Treatment for coronary artery disease usually involves lifestyle changes and, if necessary, drugs and certain medical procedures.
Making a commitment to the following healthy lifestyle changes can go a long way toward promoting healthier arteries:
- Quit smoking.
- Eat healthy foods.
- Exercise regularly.
- Lose excess weight.
- Reduce stress.
Sometimes more aggressive treatment is needed. Here are some options:
Diagnostic coronary angiography:
Before the test starts, you will be given a mild sedative to help you relax.
An area of your body (the arm or groin) is cleaned and numbed with a local numbing medicine (anesthetic). The cardiologist passes a thin hollow tube, called a catheter, through an artery and carefully moves it up into the heart. X-ray images help the doctor position the catheter.
Once the catheter is in place, dye (contrast material) is injected into the catheter. X-ray images are taken to see how the dye moves through the artery. The dye helps highlight any blockages in blood flow.
The procedure most often lasts 30 to 60 minutes.
Balloon angioplasty and stent placement
Your doctor inserts a long, thin tube (catheter) into the narrowed part of your artery. A wire with a deflated balloon is passed through the catheter to the narrowed area. The balloon is then inflated, compressing the deposits against your artery walls.
A stent is often left in the artery to help keep the artery open. Most stents slowly release medication to help keep the arteries open.
Chronic total occlusion PCI
A chronic total occlusion is defined as the complete obstruction of a coronary artery;these blockages are a result of severe build-up of fatty deposits or plaque within the arteries (atherosclerosis) and are one of the complications from coronary artery disease.

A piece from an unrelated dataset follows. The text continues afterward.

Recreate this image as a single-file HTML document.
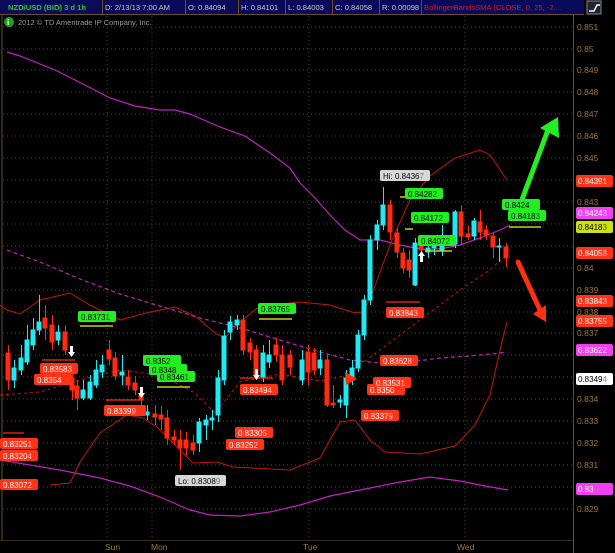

When a blockage occurs, new blood vessels known as collateral blood vessels are formed around the blockage to help with blood flow. Using advanced guide wires, our physicians insert a catheter into these collateral vessels, entering the blocked artery from multiple sides. Using a technique called balloon angioplasty; a small un-inflated balloon is placed at the tip of the catheter and inflated while in the artery. This approach, along with stents, is used to create a wider opening in the arteries to restore blood flow.
This is a procedure which attempts to “bore out” a narrowing in a coronary artery which might not otherwise respond to stenting.
The test involves the insertion of a long thin catheter into an artery in the groin or wrist under local anesthetic. The catheter is moved up the inside of the artery until it reaches the heart. When the catheter is in place, a small amount of dye will be injected into it. X-rays will be taken as the dye travels through the coronary arteries. A specially-designed burr is used to grind away the blockage.
Intravascular Ultrasound (or IVUS) allows us to see a coronary artery from the inside-out. This unique point-of-view picture yields information that goes beyond what is possible with routine imaging methods, such as coronary angiography.
The resulted cross-section view can aid in stent sizing, and in confirmation that the stent has been placed optimally.
Fractional Flow Reserve, or FFR, is a guide wire-based procedure that can accurately measure blood pressure and flow through a specific part of the coronary artery. FFR is done through a standard diagnostic catheter at the time of a coronary catheterization. The measurement of Fractional Flow Reserve has been shown useful in assessing whether or not to perform angioplasty or stenting on “intermediate” blockages.
Optical coherence tomography (OCT) is a novel invasive imaging technique that produces high resolution intracoronary images. Its general principle of operation is similar to IVUS; however OCT uses infrared light, not ultrasound.
Coronary artery bypass surgery
A surgeon creates a graft to bypass blocked coronary arteries using a vessel from another part of your body. This allows blood to flow around the blocked or narrowed coronary artery. Because this requires open-heart surgery, it is most often reserved for cases of multiple narrowed coronary arteries.
MIDCAB gains surgical access to the heart with a smaller incision than other types of CABG.